RibEye - ein Steak aus der Hochrippe des Rindes. Auch wenn das "Fett-Auge" im Steak einen anlacht, ist es nicht der Namensgeber für dieses äusserst beliebte Steak. Es ist benannt nach dem gesamten Muskelstrang der als auf Grund seiner Gestalt als Eye bezeichnet wird.
Die Zubereitung
Momentan bevorzuge ich bei Rindfleisch die Variante des "Rückwärtsgrillens" auf dem Smoker mit Buchenholz. Dazu hole ich das Stück Rindfleisch ca. 90 Minuten vor Grillbeginn aus dem Kühlschrank und lasse es an der Luft aufwärmen (muss man nicht, geht dann aber später schneller und ich hab da gute Erfahrungen). Danach mische ich mir Salz, ich nutze grobes Meersalz, mit etwas SenneRub und massiere es rundherum ein. Dickere Fettränder schneid ich ein und geb extra Salz hinzu. Dann geht es bis zum Gargrad 57°C auf den um die 120 °C vorgeheizten Smoker. Auf einem Grussrost in der Sidefirebox werden dann zügig Röstaromen über offener Flammes hinzugeführt. Etwas ruhen lassen und dann gegen die Fasern in Tranchen schneiden und mit einer Prise (wir wollen den Fleischgeschmack ja nicht überdecken) Steakpfeffer, z. B. meinem Flames, garnieren.
Hier wie immer als Service nochmal die gängige Definition der Gargrade / Kerntemperaturen bei Steaks vom Rind
- Rare : 48-52°C
- Medium Rare (Innen sehr rosa) ca. 52-55 °C
- Medium (innen rosa) 55-59
- Well Done bzw. komplett durchgegart 60-62 °C
Zur Überwachung nutze ich bei so edlem Fleisch das Thermometer Meater+.

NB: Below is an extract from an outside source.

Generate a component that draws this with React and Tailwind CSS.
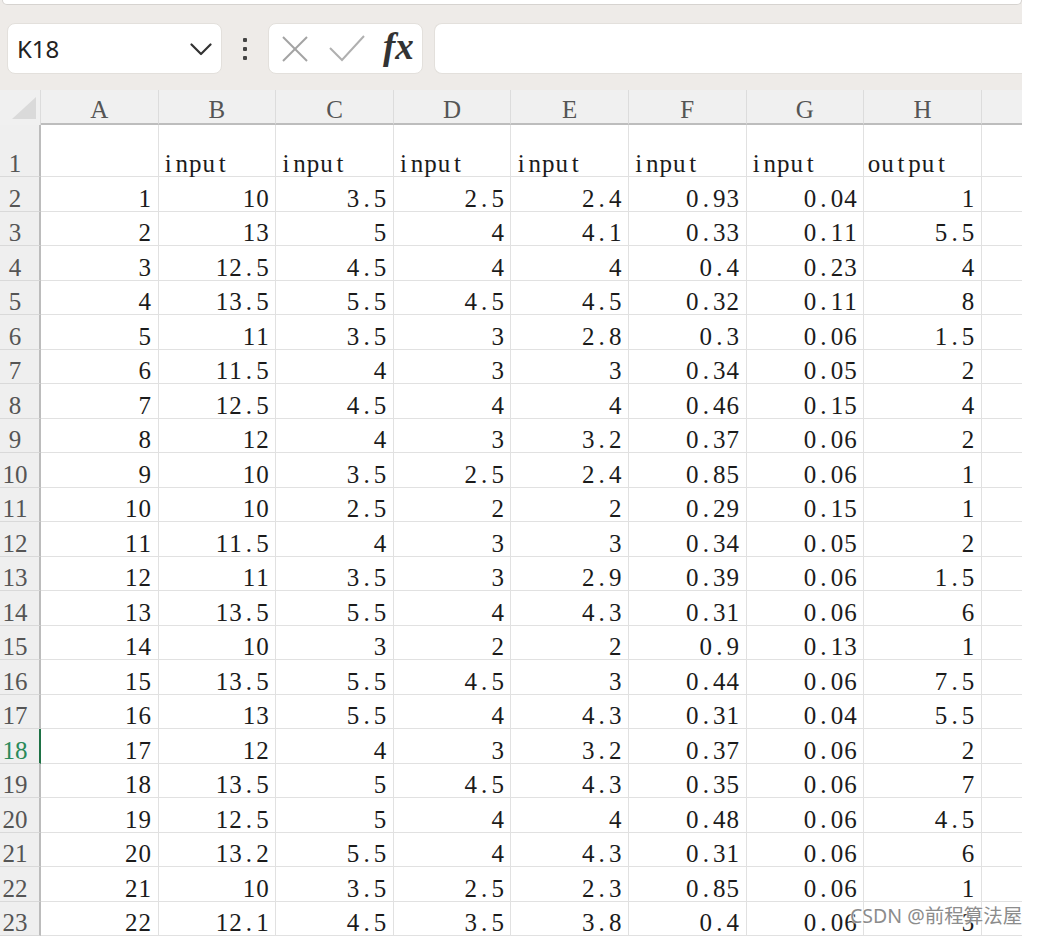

Mein Fazit zur Mirandesa alten Kuh
Wieder mal begeistert, wiedermal überwältigt vom nussigen Geschmack zarten Fleisches. Es steigt direkt in die Liga meiner favorisieretn Fleischstücke ein und bestätigt auch den für mich geltenden
Trend sich nicht auf Färse zu versteifen. Auch eine alte Kuh weiss absolut zu überzeugen.